Good News in the On-Going Challenges to Our Religious Liberties

The rebuilt Brick Chapel of 1667 stands as a monument to religious freedom.

It is a pleasure to share with you news that last Friday evening a binding agreement was signed between the United States Department of Justice and Jones Day, the law firm representing this archdiocese and more than 70 other religious entities and dioceses across the country. This settlement brings to a conclusion our litigation challenging the Health and Human Services’ mandate obliging our institutions to provide support for morally objectionable activities, as well as a level of assurance as we move into the future.

Almost two weeks ago, the Trump Administration issued new proposed regulations to rescind the mandates which were previously issued under the “Patient Protection and Affordable Care Act” (“ACA”) which required religious organizations to provide in our health coverage plans contraceptive and other objectionable services.

While the regulations proposed last week provide much promise in the protection of First Amendment freedom of religious exercise, the resolution of the litigation that took place on Friday, October 13, 2017, adds another significant step in protecting our constitutional liberties. 

While the Trump Administration’s Executive Order on Religious Liberty and new guidelines and regulations are extremely helpful, the settlement of the Zubik litigation adds a leavening of certainty moving forward. It removes doubt where it might otherwise exist as it closes those cases. The settlement adds additional assurances that we will not be subject to enforcement or imposition of similar regulations imposing such morally unacceptable mandates moving forward.

As background, in May 2012 plaintiffs, including the Archdiocese of Washington, as well as more than 70 other dioceses, hospitals, schools and other faith-based organizations, challenged parts of the ACA. Known widely in the media as the “HHS contraceptive mandate,” the government sought to require us to provide insurance coverage for health care, medications and procedures that are objectionable based on our sincerely held faith-based beliefs. 

For the first time in U.S. history, regulations would have empowered the federal government to determine whether institutions that put our Catholic faith into practice – schools, hospitals, and social service organizations – were religious enough, or whether they could be forced to provide coverage for birth control, abortifacients, sterilization, and related-counseling services as part of health care coverage to their employees.

We argued that the practice of our faith was inextricably tied to the ministries that put that faith into action, and that – more fundamentally – the Bill of Rights enshrined freedom of religion as our nation’s first and founding principle, and no individual or entity should be reduced to petitioning the government for rights that the Constitution already guarantees.

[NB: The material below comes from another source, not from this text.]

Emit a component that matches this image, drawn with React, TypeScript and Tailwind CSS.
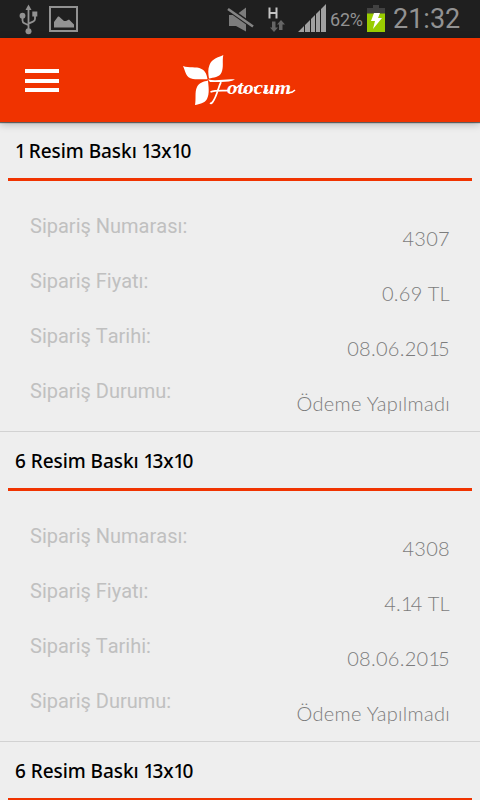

In 2016, the Supreme Court heard oral arguments in the combined litigation and subsequently issued a ruling which vacated all of the lower appellate court rulings in the multi-party litigation.  At the same time in a highly unusual action, the Supreme Court requested that the parties engage in discussions to reach a settlement. That settlement has now been achieved. 

We are profoundly grateful to the Jones Day law firm for its generous legal representation in this matter. Their efforts over the past five-plus years have seen the freedom of the Church and her affiliated missions to carry out her ministry legally recognized. Likewise, I am most grateful to you for your prayers and support. This has been a long process and one that was not easy.  We now have this very good news and I wanted to share it with you.